Derrière T'as dit non, on retrouve une jeune femme, Irène, 26 ans. Lorsqu'elle lance le compte en novembre 2018, c'est pour "ouvrir un débat sur la notion de consentement et particulièrement celle de consentement sexuel. J'avais envie que ce compte soit un espace de discussion autour de ces deux notions", nous explique-t-elle.


Mais Irène veut aussi en faire un véritable espace de parole, à destination des victimes d'abus sexuels. "Avec le recul, j'ai compris que j'avais besoin de partager une expérience personnelle. Je me suis dit que d'autres personnes devaient ressentir la même chose que moi", confie la jeune femme. "En décembre 2018, j'ai commencé à partager les témoignages que j'avais pu recueillir. Au milieu, j'ai glissé le mien et j'ai observé. Ça m'a fait du bien d'être comprise."

9 viols sur 10 sont perpétrés par un proche


Les femmes qui témoignent sur T'as dit non sont généralement très jeunes. En moyenne 20 ans, souligne Irène. En parcourant les différents témoignages, on réalise de nombreuses choses. Et notamment que dans la plupart des cas, l'agresseur est un proche. Ou un proche de proche. Une personne à qui l'on pensait pouvoir faire confiance.

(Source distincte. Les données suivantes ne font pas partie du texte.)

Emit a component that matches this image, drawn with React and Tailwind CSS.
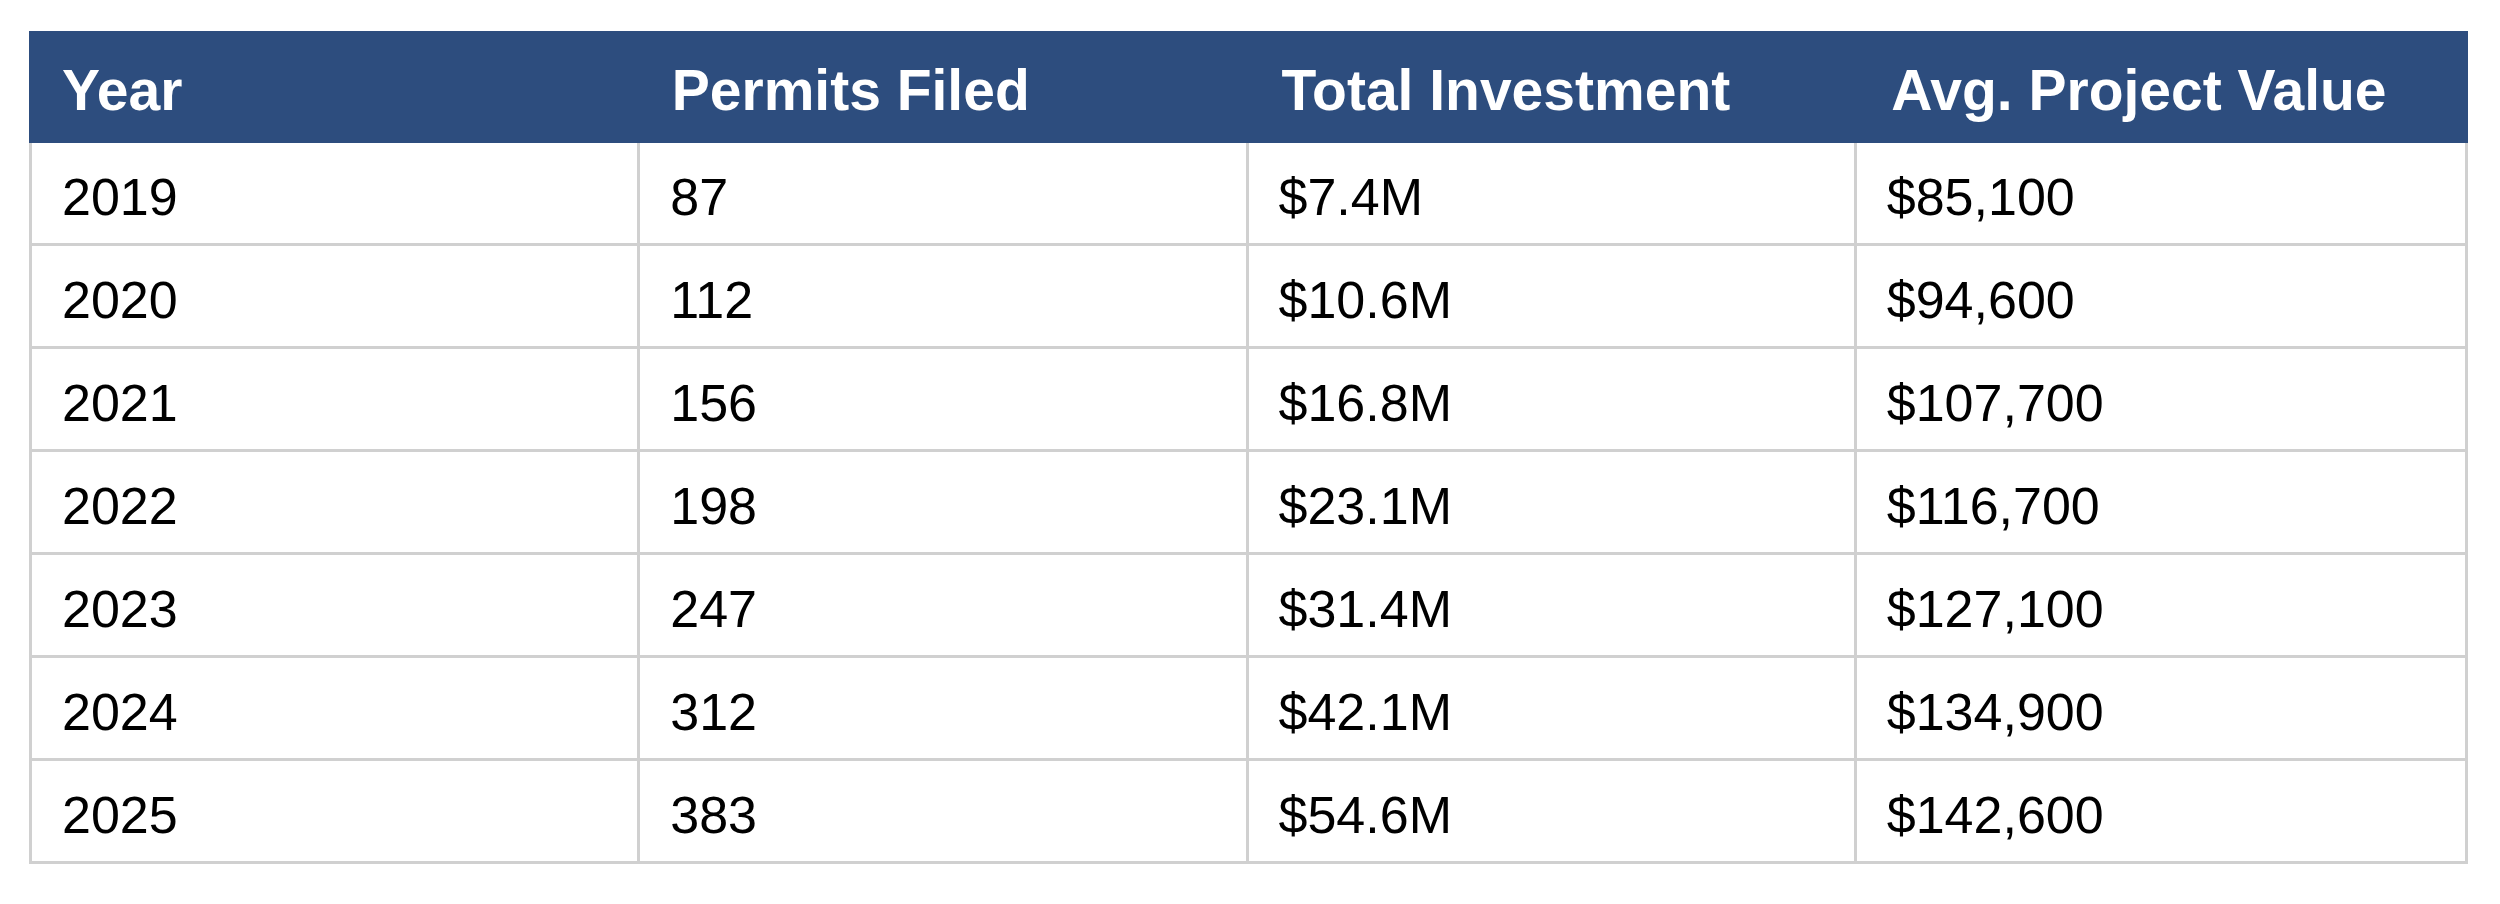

Comme cette jeune femme qui raconte les abus de son partenaire pendant son sommeil. "Mon mec me caressait souvent la nuit. Je ne disais rien. Je le repoussais gentiment même si ses doigts étaient en moi et que son pénis était dur contre moi (...) Il y a quelques jours, je me suis réveillée en pleine nuit et il avait son pénis entre mes seins. Il se branlait. Ça m'a choqué. J'ai crié."

Des témoignages glaçants, qui nous rappellent les tristes chiffres de l'Observatoire national des violences faites aux femmes : dans 91% des cas de violences sexuelles, l'agresseur est un proche de la victime.


Une culpabilité de la victime extrêmement présente


"J'aurais dû être plus ferme", "J'aurais dû crier", "J'aurais dû le repousser davantage"... La culpabilité des victimes transparaît particulièrement des témoignages postés sur T'as dit non. Une jeune femme raconte notamment : "Aujourd'hui, en y repensant, je me dis que j'aurais dû dire non, que je n'avais pas envie du tout, et ne pas chercher à ce qu'il me comprenne, même si je pense que mon attitude était très clair."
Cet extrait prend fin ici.